Editor's Note: This analysis explores the ongoing tensions between Washington and Seoul over a U.S. proposal to deploy an anti-ballistic missile system. Tomorrow, Stratfor will consider the broader picture, namely, the competing U.S. and Chinese strategies that underscore the controversy.

Planned April discussions over the deployment of a U.S. Terminal High Altitude Area Defense anti-ballistic missile system on the Korean Peninsula have strained the U.S.-South Korea defense relationship. The Terminal High-Altitude Area Defense missile system, known as THAAD, is a mobile and air-transportable anti-missile platform and a key component of U.S. layered air defense. The United States argues this layered system is necessary to protect South Korea as well as U.S. forces deployed there.
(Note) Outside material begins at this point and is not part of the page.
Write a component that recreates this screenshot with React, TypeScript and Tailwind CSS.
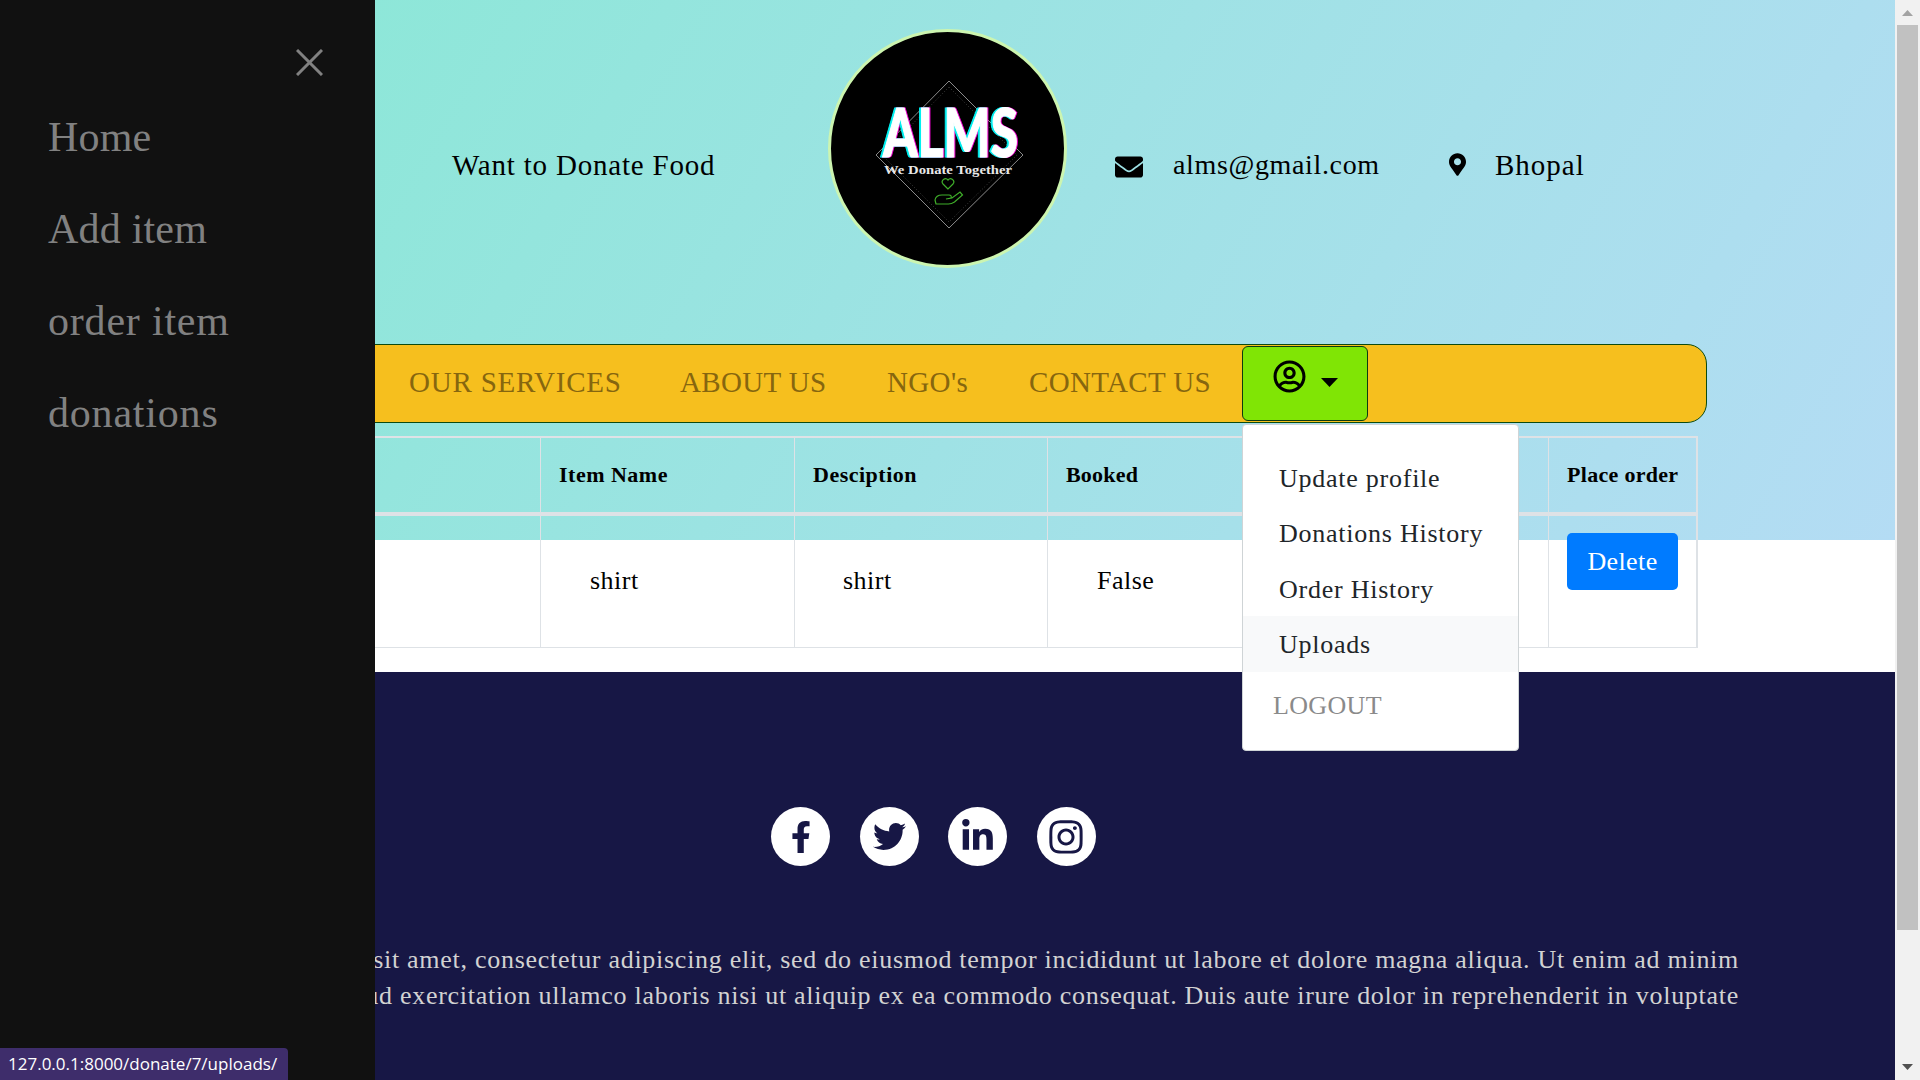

In recent weeks, however, China has voiced strong opposition to any THAAD deployment in South Korea. Russia and North Korea have followed suit. Beijing has not so subtly reminded Seoul that China, not the United States, is South Korea's major trading partner and that any deployment could have significant political and economic costs. In reply, Seoul has said that it will make a decision on THAAD based on its own national interests. Beijing's public commentary, however, is making it likely that Seoul will decide to accept the deployment, rather than continue with its policy of strategic ambiguity. Regardless, South Korea's public hesitation in accepting the THAAD systems highlights the country's subtle desire for greater independence in its defense, challenges to the U.S. regional strategy, and China's rising concern.
Analysis

South Korea has not yet taken a concrete stance on whether it will accept THAAD deployments. There are several reasons for this posture. First, according to South Korean officials, the United States has not yet issued a formal request to deploy the system, meaning that there have been no consultations. This is technically true but South Korea and others have known for years that the United States considers Korea a prime location for THAAD deployment. Reports in South Korean media said that the U.S. military had already assessed potential sites in South Korea — a fact Seoul is aware of.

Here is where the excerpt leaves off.